Compensation for Pulmonary Emboli
If cardiovascular function is adequate, bronchial artery may compensate for pulmonary emboli, leading to hemorrhage without infarction
Lungs can recover from hemorrhage but not from infarction
Emboli cause infarction only when circulation is already inadequate, so rare in young
Cardiopulmonary Resuscitation Aftermath
A large pulmonary embolus is one of the few causes of virtually instantaneous death, but if the patient survives they have clinical symptoms that mimic a MI
Electromechanical dissociation: electrocardiogram has a rhythm, but no pulses are palpated
Pulmonary hemorrhages due to small emboli induce only transient chest pain
Pulmonary Embolism Dx
Spiral CT= best imaging
Other diagnostic methods:
Ventilation perfusion scanning
Pulmonary angiography
Duplex ultrasonography for DVT
Pulmonary Embolism Prevention and Treatment
Prevention:
Major clinical problem that does not constitute an easy solution
Prophylactic therapy: early ambulation, stockings, anticoagulation, filter
Treatment: thrombolysis and anticoagulation
Pulmonary Embolism: Gross Examination
1. Parenchyma: 75% of all infarcts affect the lower lobes Greater than 50%--multiple lesions Wedge shaped and hemorrhagic 2. Fibrinous pleural exudate 3. Scar 4. Embolus
Pulmonary Embolism: Microscopic Examination
Ischemic necrosis of lung substance around the hemorrhage area affecting the alveolar walls, bronchioles, and vessels
If infarct caused by an infected embolus there is intense neutrophilic inflammatory reaction (acute) = septic infarct
Fat and Marrow Embolism
Microscopic fat globules-with or without associated hematopoietic marrow elements
Fractures of long bones (which have fatty marrow)

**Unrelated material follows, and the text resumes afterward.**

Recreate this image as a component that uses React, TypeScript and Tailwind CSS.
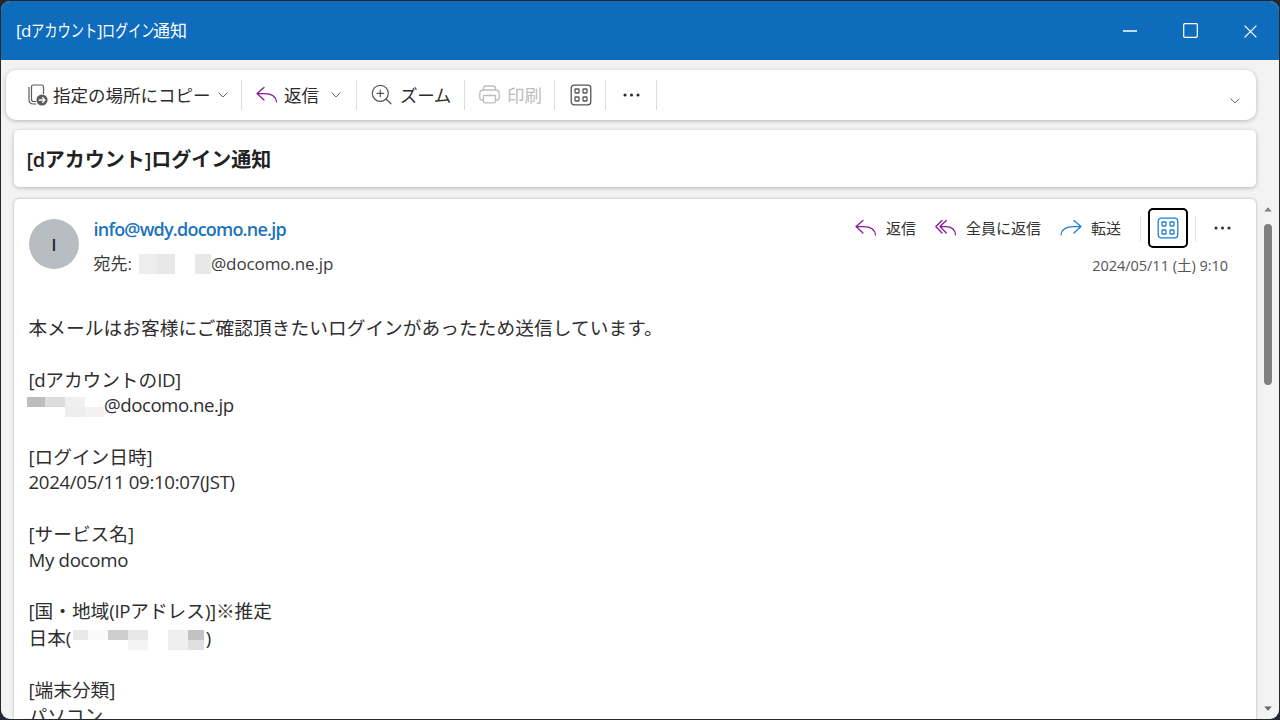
import type { ReactNode } from 'react'

interface IconProps {
  className?: string
}

interface MosaicProps {
  /** Grid template, written out as Tailwind classes */
  className: string
  /** One background class per cell, row by row */
  cells: string[]
}

function ReplyIcon({ className = '' }: IconProps) {
  return (
    <svg className={className} width="22" height="18" viewBox="0 0 22 18" fill="none" stroke="currentColor" strokeWidth="1.25" strokeLinecap="round" strokeLinejoin="round">
      <path d="M8 1.5 1 7.5l7 6.5M1.4 7.5H8.5c7 0 11.4 2.6 12 8.3" />
    </svg>
  )
}

function ReplyAllIcon({ className = '' }: IconProps) {
  return (
    <svg className={className} width="22" height="18" viewBox="0 0 22 18" fill="none" stroke="currentColor" strokeWidth="1.25" strokeLinecap="round" strokeLinejoin="round">
      <path d="M7 1.5 .8 7.5 7 14M11.3 1.5 5 7.5l6.3 6.5M5.4 7.5H10.5c6 0 9.6 2.8 10 8.3" />
    </svg>
  )
}

function ForwardIcon({ className = '' }: IconProps) {
  return (
    <svg className={className} width="22" height="18" viewBox="0 0 22 18" fill="none" stroke="currentColor" strokeWidth="1.25" strokeLinecap="round" strokeLinejoin="round">
      <path d="m14 1.5 7 6-7 6.500M20.600 7.500H13.500C6.500 7.500 1.600 10 1 15.800" />
    </svg>
  )
}

function AppsIcon({ className = '' }: IconProps) {
  return (
    <svg className={className} width="22" height="22" viewBox="0 0 22 22" fill="none" stroke="currentColor" strokeWidth="1.3">
      <rect x="1.2" y="1.2" width="19.6" height="19.6" rx="3" />
      <rect x="5" y="5" width="4" height="4" rx=".7" />
      <rect x="13" y="5" width="4" height="4" rx=".7" />
      <rect x="5" y="13" width="4" height="4" rx=".7" />
      <rect x="13" y="13" width="4" height="4" rx=".7" />
    </svg>
  )
}

function CopyToIcon() {
  return (
    <svg className="text-[#5c5c5c]" width="20" height="22" viewBox="0 0 20 22" fill="none" stroke="currentColor" strokeWidth="1.2">
      <path d="M8 17.500H5.500c-1.300 0-2-.7-2-2V3c0-1.300.7-2 2-2h8c1.300 0 2 .7 2 2v7" />
      <path d="M1 3v12.500c0 3 1.500 4.500 4.500 4.500h2.700" />
      <circle cx="14" cy="16" r="5.600" fill="currentColor" stroke="none" />
      <path d="M10.800 16h5.700M14.200 13.200l2.700 2.800-2.700 2.800" stroke="#fff" strokeWidth="1.300" />
    </svg>
  )
}

function ZoomInIcon() {
  return (
    <svg className="-mt-[2px] text-[#555]" width="21" height="21" viewBox="0 0 21 21" fill="none" stroke="currentColor" strokeWidth="1.2" strokeLinecap="round">
      <circle cx="9.300" cy="9.300" r="8" />
      <path d="m15 15 5 4.800M9.300 6v6.600M6 9.300h6.600" />
    </svg>
  )
}

function PrinterIcon() {
  return (
    <svg width="21" height="20" viewBox="0 0 21 20" fill="none" stroke="currentColor" strokeWidth="1.3" strokeLinejoin="round">
      <path d="M4.500 5V3.300c0-1.500.8-2.300 2.300-2.300h7.400c1.500 0 2.300.8 2.300 2.300V5" />
      <path d="M4.500 15H3c-1.500 0-2.200-.8-2.200-2.200V8.500C.8 6.200 2 5 4.300 5h12.400c2.300 0 3.500 1.200 3.500 3.500v4.300c0 1.400-.7 2.200-2.200 2.200h-1.500" />
      <path d="M4.500 10.500h12v5.700c0 1-.6 1.600-1.600 1.600H6.100c-1 0-1.600-.6-1.600-1.600z" />
    </svg>
  )
}

function ChevronIcon({ className = '' }: IconProps) {
  return (
    <svg className={className} width="10" height="6" viewBox="0 0 10 6" fill="none" stroke="#666" strokeWidth="1">
      <path d="M.6.600 5 5 9.400.600" />
    </svg>
  )
}

function DotsIcon({ className = '' }: IconProps) {
  return (
    <svg className={className} width="17" height="4" viewBox="0 0 17 4" fill="currentColor">
      <circle cx="2" cy="2" r="1.550" />
      <circle cx="8.500" cy="2" r="1.550" />
      <circle cx="15" cy="2" r="1.550" />
    </svg>
  )
}

function Divider({ className = '' }: IconProps) {
  return <div className={`w-px shrink-0 bg-[#dcdcdc] ${className}`} />
}

/** Pixelated block that hides a private part of an address */
function Mosaic({ className, cells }: MosaicProps) {
  return (
    <div className={`grid shrink-0 ${className}`}>
      {cells.map((cell, i) => (
        <div key={i} className={cell} />
      ))}
    </div>
  )
}

function Line({ children, className = 'h-[25.73px]' }: { children?: ReactNode; className?: string }) {
  return <div className={`flex items-center whitespace-pre ${className}`}>{children}</div>
}

function TitleBar() {
  return (
    <header className="flex h-[59px] shrink-0 items-center bg-[#0f6cbd] pl-[15px] text-white">
      {/* Kana is condensed, kanji keeps its full width */}
      <h1 className="flex flex-1 pt-px text-[17px] leading-6 whitespace-nowrap">
        <span className="w-[15px] tracking-[-0.5px]">[d</span>
        <span className="w-[66px] origin-left scale-x-[0.78]">アカウント</span>
        <span className="w-[5px]">]</span>
        <span className="w-[51px] origin-left scale-x-[0.77]">ログイン</span>
        <span>通知</span>
      </h1>
      <div className="-mr-px flex">
        <button className="flex h-[59px] w-[60px] items-center justify-center">
          <svg width="14" height="2" viewBox="0 0 14 2"><path d="M0 1h14" stroke="#fff" strokeWidth="1.500" /></svg>
        </button>
        <button className="flex h-[59px] w-[60px] items-center justify-center">
          <svg width="15" height="15" viewBox="0 0 15 15"><rect x=".7" y=".7" width="13.600" height="13.600" rx="1" fill="none" stroke="#fff" strokeWidth="1.200" /></svg>
        </button>
        <button className="flex h-[59px] w-[60px] items-center justify-center pt-px">
          <svg width="13" height="13" viewBox="0 0 13 13"><path d="m.6.600 11.800 11.800M12.400.600.600 12.400" stroke="#fff" strokeWidth="1.300" /></svg>
        </button>
      </div>
    </header>
  )
}

function Ribbon() {
  return (
    <div className="mt-[10px] ml-[5px] flex h-[50px] w-[1250px] shrink-0 items-center rounded-[10px] bg-white text-[17.5px] leading-6 text-[#2b2b2b] shadow-[0_1px_4px_rgba(0,0,0,0.25)]">
      <div className="flex w-[235px] items-center pl-[22px]">
        <CopyToIcon />
        <span className="ml-[5px] w-[159px]">指定の場所にコピー</span>
        <ChevronIcon className="ml-[6px]" />
      </div>
      <Divider className="h-[30px]" />
      <div className="flex w-[114px] items-center pl-[14px]">
        <ReplyIcon className="text-[#881798]" />
        <span className="ml-[6px]">返信</span>
        <ChevronIcon className="ml-[12px]" />
      </div>
      <Divider className="h-[30px]" />
      <div className="flex w-[107px] items-center pl-[14px]">
        <ZoomInIcon />
        <span className="ml-[8px] tracking-[-0.3px]">ズーム</span>
      </div>
      <Divider className="h-[30px]" />
      <div className="flex w-[89px] items-center pl-[14px] text-[#bdbdbd]">
        <PrinterIcon />
        <span className="ml-[7px]">印刷</span>
      </div>
      <Divider className="h-[30px]" />
      <div className="-mt-px flex w-[51px] justify-center text-[#555]">
        <AppsIcon />
      </div>
      <Divider className="-ml-px h-[30px]" />
      <div className="-mt-px flex w-[50px] justify-center">
        <DotsIcon />
      </div>
      <Divider className="h-[30px]" />
      <ChevronIcon className="mt-[12px] mr-[16px] ml-auto" />
    </div>
  )
}

function MessageHeader() {
  return (
    <div className="flex h-[111px] pt-[8px]">
      <div className="mt-[12px] ml-[15px] flex size-[50px] items-center justify-center rounded-full bg-[#b7bec3] pt-px text-base font-semibold text-[#222]">
        I
      </div>
      <div className="ml-[14.5px] pt-[9px]">
        <p className="h-[27px] text-[18px] leading-[27px] font-semibold tracking-[-0.78px] text-[#1b74be]">info@wdy.docomo.ne.jp</p>
        <div className="mt-[8px] flex h-[26px] items-center text-[17px] leading-[26px] text-[#3b3b3b]">
          <span className="w-[45.5px] whitespace-nowrap">宛先:</span>
          <Mosaic className="h-[20px] grid-cols-[18px_18px]" cells={['bg-[#ededed]', 'bg-[#e8e8e8]']} />
          <Mosaic className="ml-[20px] h-[20px] grid-cols-[16px]" cells={['bg-[#e8e8e8]']} />
          <span className="tracking-[-0.12px]">@docomo.ne.jp</span>
        </div>
      </div>
      <div className="mr-[25px] ml-auto">
        <div className="flex h-[42px] items-center text-[15px] text-[#333]">
          <ReplyIcon className="text-[#881798]" />
          <span className="ml-[9px]">返信</span>
          <ReplyAllIcon className="ml-[19px] text-[#881798]" />
          <span className="ml-[9px]">全員に返信</span>
          <ForwardIcon className="ml-[19px] text-[#1f7fd0]" />
          <span className="ml-[9px]">転送</span>
          <Divider className="ml-[19px] h-[25px]" />
          <button className="ml-[7px] flex size-[40px] items-center justify-center rounded-[5px] border-2 border-black text-[#1f7fd0]">
            <AppsIcon />
          </button>
          <Divider className="ml-[7px] h-[25px]" />
          <DotsIcon className="ml-[18px]" />
        </div>
        <p className="mt-[5px] mr-[3px] text-right text-[14.5px] leading-6 tracking-[-0.02px] text-[#555]">2024/05/11 (土) 9:10</p>
      </div>
    </div>
  )
}

function MessageBody() {
  return (
    <div className="mt-[5.3px] ml-[14.5px] text-[18.67px] leading-[26px] text-[#2e2e2e]">
      <Line><span className="tracking-[0.08px]">本メールはお客様にご確認頂きたいログインがあったため送信しています。</span></Line>
      <Line />
      <Line>
        <span className="tracking-[-0.4px]">[d</span>アカウントの<span className="tracking-[-0.4px]">ID]</span>
      </Line>
      <Line>
        <Mosaic
          className="mt-[3px] -ml-[1.5px] grid-cols-[18px_20px_20px_19px] grid-rows-[10px_10px]"
          cells={['bg-[#bdbdbd]', 'bg-[#dcdcdc]', 'bg-[#f0f0f0]', 'bg-white', 'bg-white', 'bg-white', 'bg-[#ededed]', 'bg-[#f2f2f2]']}
        />
        <span className="tracking-[-0.48px]">@docomo.ne.jp</span>
      </Line>
      <Line />
      <Line>[ログイン日時]</Line>
      <Line><span className="tracking-[-0.33px]">2024/05/11 09:10:07(JST)</span></Line>
      <Line />
      <Line>[サービス名]</Line>
      <Line><span className="tracking-[-0.3px]">My docomo</span></Line>
      <Line />
      <Line>
        [国・地域<span className="tracking-[-0.3px]">(IP</span>アドレス<span className="tracking-[-0.3px]">)]</span>※推定
      </Line>
      <Line className="h-[27.5px]">
        日本(
        <Mosaic
          className="mt-[5px] mr-[2px] ml-[1.5px] grid-cols-[15px_20px_20px_20px_20px_20px_16px] grid-rows-[10px_10px]"
          cells={[
            'bg-[#e9e9e9]', 'bg-[#fafafa]', 'bg-[#cecece]', 'bg-[#e8e8e8]', 'bg-white', 'bg-[#efefef]', 'bg-[#c2c2c2]',
            'bg-white', 'bg-white', 'bg-white', 'bg-[#f3f3f3]', 'bg-white', 'bg-[#efefef]', 'bg-[#e0e0e0]',
          ]}
        />
        )
      </Line>
      <Line />
      <Line>[端末分類]</Line>
      <Line>パソコン</Line>
    </div>
  )
}

function Scrollbar() {
  return (
    <div className="flex flex-1 flex-col items-center pt-[8px] pb-[8px] pl-px">
      <svg width="8" height="5" viewBox="0 0 8 5"><path d="M4 .200 7.800 4.500H.200z" fill="#808080" /></svg>
      <div className="mt-[12px] h-[161px] w-[8px] rounded-full bg-[#808080]" />
      <svg className="mt-auto" width="8" height="5" viewBox="0 0 8 5"><path d="M.2.500h7.600L4 4.800z" fill="#666" /></svg>
    </div>
  )
}

export default function App() {
  return (
    <div className="h-[720px] w-[1280px] overflow-hidden bg-[#22262d] p-px font-['Open_Sans','Noto_Sans_CJK_JP',sans-serif]" lang="ja">
      <div className="flex h-[718px] flex-col overflow-hidden rounded-[9px] bg-[#f3f3f3]">
        <TitleBar />
        <Ribbon />
        <section className="mt-[10px] ml-[13px] flex h-[57px] w-[1242px] shrink-0 items-center rounded-[5px] bg-white pt-[2px] pl-[12.5px] shadow-[0_1px_4px_rgba(0,0,0,0.25)]">
          <h2 className="text-[20px] leading-8 font-bold text-[#222]">
            <span className="font-semibold tracking-[-0.4px]">[d</span>アカウント<span className="font-semibold">]</span>ログイン通知
          </h2>
        </section>
        <div className="mt-[12px] flex min-h-0 flex-1">
          <main className="ml-[13px] w-[1242px] shrink-0 overflow-hidden rounded-t-[5px] bg-white shadow-[0_0_3px_rgba(0,0,0,0.3)]">
            <MessageHeader />
            <MessageBody />
          </main>
          <Scrollbar />
        </div>
      </div>
    </div>
  )
}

Soft tissue trauma and burns
Common incidental findings after vigorous cardiopulmonary resuscitation
No clinical consequence
Air Embolism
Gas bubbles within the circulation:
Coalesce to form frothy masses and obstruct vascular flow (causes distal ischemic injury)

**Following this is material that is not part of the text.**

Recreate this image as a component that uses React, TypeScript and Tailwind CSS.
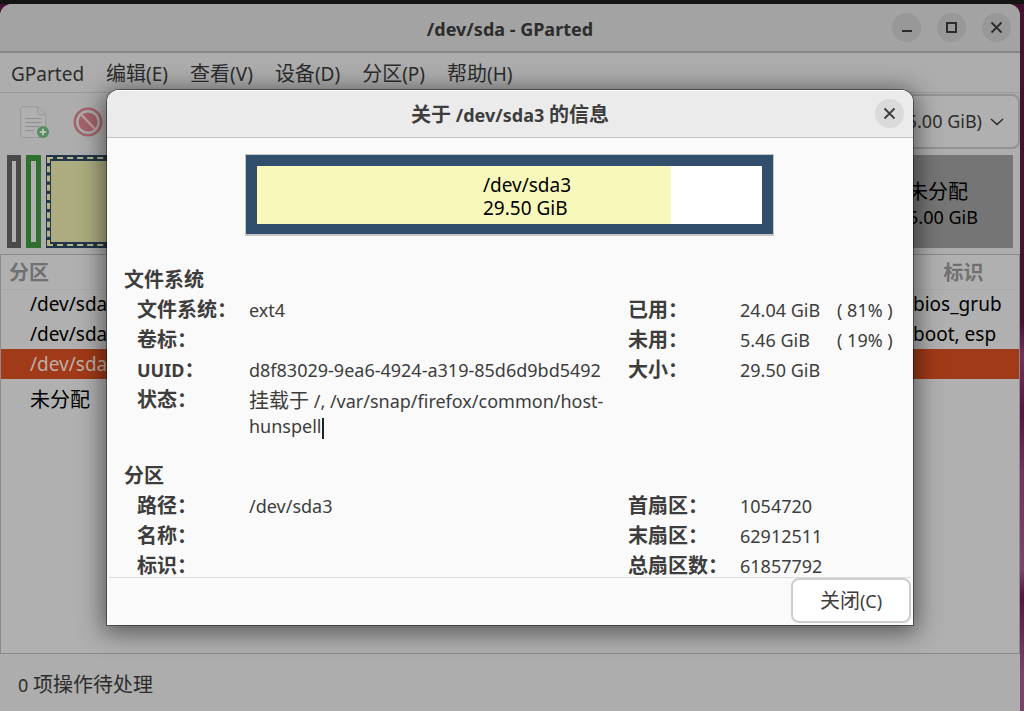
import React from "react";

const CJK = /([\u3000-\u9fff\uff00-\uffef]+)/;

/** Text that may mix Latin and Chinese runs; Chinese runs are set a little larger. */
function Mixed({ children }: { children: string }) {
  return (
    <>
      {children.split(CJK).map((part, i) =>
        CJK.test(part) ? (
          <span key={i} className="text-[20px]">
            {part}
          </span>
        ) : (
          part
        ),
      )}
    </>
  );
}

function CrossIcon() {
  return (
    <svg width="13" height="13" viewBox="0 0 13 13" fill="none" stroke="currentColor" strokeWidth="1.8" aria-hidden="true">
      <path d="M1.5 1.5 11.5 11.5M11.5 1.5 1.5 11.5" />
    </svg>
  );
}

function NewIcon() {
  return (
    <svg width="30" height="32" viewBox="0 0 30 32" fill="none" aria-hidden="true">
      <path d="M3.5.8h14.2l8 8v20.7a2 2 0 0 1-2 2H3a2.4 2.4 0 0 1-2.4-2.4V3.4A2.6 2.6 0 0 1 3.5.8Z" fill="#b0b0b0" stroke="#999" />
      <path d="M17.7.8v5.7a2.3 2.3 0 0 0 2.3 2.3h5.7" stroke="#999" />
      <path d="M5.5 12.5h16M5.5 16.5h16M5.5 20.5h14M5.5 24.5h8" stroke="#8f8f8f" />
      <circle cx="23" cy="26" r="6" fill="#568c62" />
      <path d="M23 22.7v6.6M19.7 26h6.6" stroke="#c4d2c6" strokeWidth="1.6" />
    </svg>
  );
}

function DeleteIcon() {
  return (
    <svg width="30" height="30" viewBox="0 0 30 30" fill="none" aria-hidden="true">
      <circle cx="15" cy="15" r="13.2" stroke="#a4636a" strokeWidth="2.6" />
      <circle cx="15" cy="15" r="9.5" fill="#a4636a" />
      <path d="m7.5 7 15.5 16" stroke="#b9a2a4" strokeWidth="2.4" />
    </svg>
  );
}

const menus = ["GParted", "编辑(E)", "查看(V)", "设备(D)", "分区(P)", "帮助(H)"];

const partitions = [
  { name: "/dev/sda1", flags: "bios_grub" },
  { name: "/dev/sda2", flags: "boot, esp" },
  { name: "/dev/sda3", flags: "", selected: true },
  { name: "未分配", flags: "" },
];

type Cell = { label: string; value?: string; extra?: string };

const fsLeft: Cell[] = [
  { label: "文件系统：", value: "ext4" },
  { label: "卷标：" },
  { label: "UUID：", value: "d8f83029-9ea6-4924-a319-85d6d9bd5492" },
];
const fsRight: Cell[] = [
  { label: "已用：", value: "24.04 GiB", extra: "( 81% )" },
  { label: "未用：", value: "5.46 GiB", extra: "( 19% )" },
  { label: "大小：", value: "29.50 GiB" },
];
const partLeft: Cell[] = [{ label: "路径：", value: "/dev/sda3" }, { label: "名称：" }, { label: "标识：" }];
const partRight: Cell[] = [
  { label: "首扇区：", value: "1054720" },
  { label: "末扇区：", value: "62912511" },
  { label: "总扇区数：", value: "61857792" },
];

function Details({ cells, children }: { cells: Cell[]; children?: React.ReactNode }) {
  return (
    <dl className="leading-[30px]">
      {cells.map((c) => (
        <div key={c.label} className="flex h-[30px]">
          <dt className="w-28 shrink-0 font-bold whitespace-nowrap">
            <Mixed>{c.label}</Mixed>
          </dt>
          <dd className="w-[97px] whitespace-nowrap">{c.value}</dd>
          {c.extra && <dd className="whitespace-nowrap">{c.extra}</dd>}
        </div>
      ))}
      {children}
    </dl>
  );
}

function InfoDialog() {
  return (
    <section
      role="dialog"
      aria-labelledby="dialog-title"
      className="flex h-[535px] w-full max-w-[806px] flex-col overflow-hidden rounded-t-xl bg-[#fafafa] text-[#3d3d3d] shadow-[0_0_0_1px_rgba(0,0,0,0.4),0_4px_24px_4px_rgba(0,0,0,0.5)]"
    >
      <header className="relative flex h-12 shrink-0 items-center justify-center border-t border-b border-t-white border-b-[#c2c2c2] bg-[#ebebeb]">
        <h2 id="dialog-title" className="pt-0.5 font-bold">
          <Mixed>关于 /dev/sda3 的信息</Mixed>
        </h2>
        <button aria-label="关闭" className="absolute top-2 right-[9px] flex size-[29px] items-center justify-center rounded-full bg-[#dadada]">
          <CrossIcon />
        </button>
      </header>

      <div className="flex-1 overflow-hidden pt-4 pr-0.5">
        <div className="mx-auto w-[529px] border border-b-2 border-[#c6c6c6]">
          <div className="relative flex h-[79px] border-[11px] border-b-[10px] border-[#314e6c] bg-white">
            <div className="w-[82%] bg-[#f8f8ba]" />
            <div className="absolute inset-0 flex items-center justify-center pt-1 pl-9 text-[19px] leading-[23px] text-black">
              <p>
                /dev/sda3
                <br />
                29.50 GiB
              </p>
            </div>
          </div>
        </div>

        <h3 className="mt-[29px] pl-[17px] leading-[30px] font-bold">
          <Mixed>文件系统</Mixed>
        </h3>
        <div className="grid grid-cols-[491px_1fr] pl-[30px]">
          <Details cells={fsLeft}>
            <div className="flex">
              <dt className="w-28 shrink-0 font-bold">
                <Mixed>状态：</Mixed>
              </dt>
              <dd className="w-[372px] pt-[3px] leading-[25px]">
                <Mixed>挂载于 /, /var/snap/firefox/common/host-hunspell</Mixed>
                <span className="inline-block h-[21px] w-0.5 bg-[#222] align-middle" />
              </dd>
            </div>
          </Details>
          <Details cells={fsRight} />
        </div>

        <h3 className="mt-[22px] pl-[17px] leading-[30px] font-bold">
          <Mixed>分区</Mixed>
        </h3>
        <div className="grid grid-cols-[491px_1fr] pl-[30px]">
          <Details cells={partLeft} />
          <Details cells={partRight} />
        </div>
      </div>

      <footer className="mx-0.5 flex h-12 shrink-0 items-start justify-end border-t border-[#dcdcdc]">
        <button className="h-[45px] w-[120px] rounded-lg border-2 border-[#cdcdcd] bg-white">
          <Mixed>关闭(C)</Mixed>
        </button>
      </footer>
    </section>
  );
}

export default function App() {
  return (
    <div className="relative flex min-h-screen flex-col bg-[linear-gradient(#45122f_0%,#45122f_45%,#74305c_50%,#561540_58%,#74305c_66%,#7e4468_80%,#561540_84%,#7e4468_95%)] pr-1 font-['Noto_Sans','Noto_Sans_CJK_SC',sans-serif] text-[18px] leading-6 text-[#2c2c2c]">
      <div className="-mr-1 h-1 shrink-0 bg-[#141414]" />
      <main className="flex flex-1 flex-col overflow-hidden rounded-t-xl bg-[#adadad]">
        <header className="relative flex h-[49px] shrink-0 items-center justify-center border-b-2 border-[#858585] bg-[#a3a3a3]">
          <h1 className="pt-0.5 font-bold">/dev/sda - GParted</h1>
          <div className="absolute right-[9px] flex gap-4">
            <button aria-label="最小化" className="flex size-[29px] items-center justify-center rounded-full bg-[#989898]">
              <span className="mt-1.5 h-0.5 w-2.5 bg-[#2c2c2c]" />
            </button>
            <button aria-label="最大化" className="flex size-[29px] items-center justify-center rounded-full bg-[#989898]">
              <span className="size-[11px] border-2 border-[#2c2c2c]" />
            </button>
            <button aria-label="关闭窗口" className="flex size-[29px] items-center justify-center rounded-full bg-[#989898]">
              <CrossIcon />
            </button>
          </div>
        </header>

        <nav className="flex h-10 shrink-0 items-center gap-[22px] border-b border-[#9b9b9b] pt-0.5 pl-[11px] text-[19px]">
          {menus.map((m) => (
            <button key={m} className="whitespace-nowrap">
              <Mixed>{m}</Mixed>
            </button>
          ))}
        </nav>

        <div className="flex h-[57px] shrink-0 items-center pl-5">
          <button disabled aria-label="新建">
            <NewIcon />
          </button>
          <button disabled aria-label="删除" className="ml-[23px]">
            <DeleteIcon />
          </button>
          <div className="relative ml-auto text-[#2c2c2c]">
            <select
              aria-label="磁盘"
              className="field-sizing-content h-[55px] appearance-none rounded-lg border-2 border-[#939393] bg-[#b0b0b0] pr-9 pb-0.5 pl-4"
            >
              <option>/dev/sda (35.00 GiB)</option>
            </select>
            <svg className="pointer-events-none absolute top-6 right-4" width="14" height="8" viewBox="0 0 14 8" fill="none" stroke="currentColor" strokeWidth="1.5" aria-hidden="true">
              <path d="m1 1 6 5.5L13 1" />
            </svg>
          </div>
        </div>

        <div className="flex shrink-0 gap-[5px] px-[7px] pt-[5px] pb-1.5">
          <div className="h-[93px] w-3.5 border-x-[5px] border-y-[6px] border-[#4a4a4a] bg-[#b0b0b0]" />
          <div className="h-[93px] w-[15px] border-x-[5px] border-y-[6px] border-[#30702f] bg-[#b0b0b0]" />
          <div className="flex h-[93px] flex-1 bg-[#22364b] px-px py-0.5">
            <div className="flex flex-1 border-x-[3px] border-y-2 border-dashed border-[#b4b486] px-px py-0.5">
              <div className="flex-1 bg-[#acac80]" />
            </div>
          </div>
          <div className="flex h-[93px] w-[140px] items-center justify-center bg-[#757575] pt-1.5 leading-[25px] text-black">
            <p>
              <Mixed>未分配</Mixed>
              <br />
              5.00 GiB
            </p>
          </div>
        </div>

        <div className="flex-1 border border-[#8a8a8a] bg-[#b0b0b0]">
          <table className="w-full table-fixed border-collapse text-[19px] text-black">
            <thead>
              <tr className="h-[34px] border-b border-[#a9a9a9] text-[#707070]">
                <th className="p-0 pt-0.5 pl-2 text-left">
                  <Mixed>分区</Mixed>
                </th>
                <th className="w-[111px] p-0 pt-0.5">
                  <Mixed>标识</Mixed>
                </th>
              </tr>
            </thead>
            <tbody>
              {partitions.map((p) => (
                <tr key={p.name} className={p.selected ? "h-[30px] bg-[#a03a18] text-[#bdb0aa]" : "h-[30px] last:h-[42px]"}>
                  <td className="p-0 pl-[29px]">
                    <Mixed>{p.name}</Mixed>
                  </td>
                  <td className="p-0 pl-[5px] whitespace-nowrap">{p.flags}</td>
                </tr>
              ))}
            </tbody>
          </table>
        </div>

        <footer className="flex h-[57px] shrink-0 items-center pt-1 pl-[18px]">
          <p>
            <Mixed>0 项操作待处理</Mixed>
          </p>
        </footer>
      </main>

      <div className="absolute inset-0 flex items-start justify-center pt-[90px] pr-1">
        <InfoDialog />
      </div>
    </div>
  );
}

More than 100 cc of air is required to have a clinical effect in the pulmonary circulation
Air Embolism: Decompression Sickness
Sudden decreases in atmospheric pressure
At risk: scuba and deep sea divers, underwater construction workers, and individuals in unpressurized aircraft in rapid ascent
Air Embolism: The Bends
Rapid formation of gas bubbles within skeletal muscles and supporting tissues in and about joints
Air Embolism: The Chokes
Gas bubbles in the vasculature
Causes edema, hemorrhage, and focal atelectasis or emphysema, leading to a form of respiratory distress
Caisson Disease
Chronic form of decompression sickness
Named for the pressurized vessels used in the bridge construction
Workers in these vessels suffered both acute and chronic forms of decompression sickness
Persistence of gas emboli in the skeletal system
Leads to multiple foci of ischemic necrosis
More common sites
Femoral heads, tibia, and humeri
Amniotic Fluid Embolism
Ominous complication of labor and the immediate postpartum period
Sudden severe dyspnea, cyanosis, and shock
Followed by neurologic impairment ranging from headache to seizures and coma
If the patient survives the initial crisis, pulmonary edema typically develops, along with (in half the patients) DIC, as a result of release of thrombogenic substances from the amniotic fluid
DIC – massive tear in maternal blood supply and get particles from amniotic fluid creating shock and seizures and then DIC
Amniotic Fluid Embolism: Underlying Cause and Classic Findings
Underlying cause
Infusion of amniotic fluid or fetal tissue into the maternal circulation via a tear in the placental membranes or rupture of uterine veins
Classic findings
Presence of squamous cells shed from fetal skin, lanugo hair, fat from vernix caseosa, and mucin derived from the fetal respiratory or gastrointestinal tract in the maternal pulmonary microvasculature
Shock
Final common pathway for several potentially lethal clinical events
Severe hemorrhage, extensive trauma or burns, large myocardial infarction, massive pulmonary embolism, and microbial sepsis
Clinical findings
Systemic hypotension
Due to reduced cardiac output or to reduced effective circulating blood volume
Consequences: impaired tissue perfusion and cellular hypoxia
Shock Categories
Three general categories:
- Cardiogenic shock
- Hypovolemic shock
- Septic shock
Consequences of Hypovolemic, Cardiogenic, and Septic Shock
Hypovolemic and cardiogenic shock:
Patient presents with hypotension
Weak, rapid pulse; tachypnea
Cool, clammy, cyanotic skin
Septic shock:
Skin may initially be warm and flushed because of peripheral vasodilation
Cardiac, cerebral, and pulmonary changes secondary to shock worsen the problem
Electrolyte disturbances and metabolic acidosis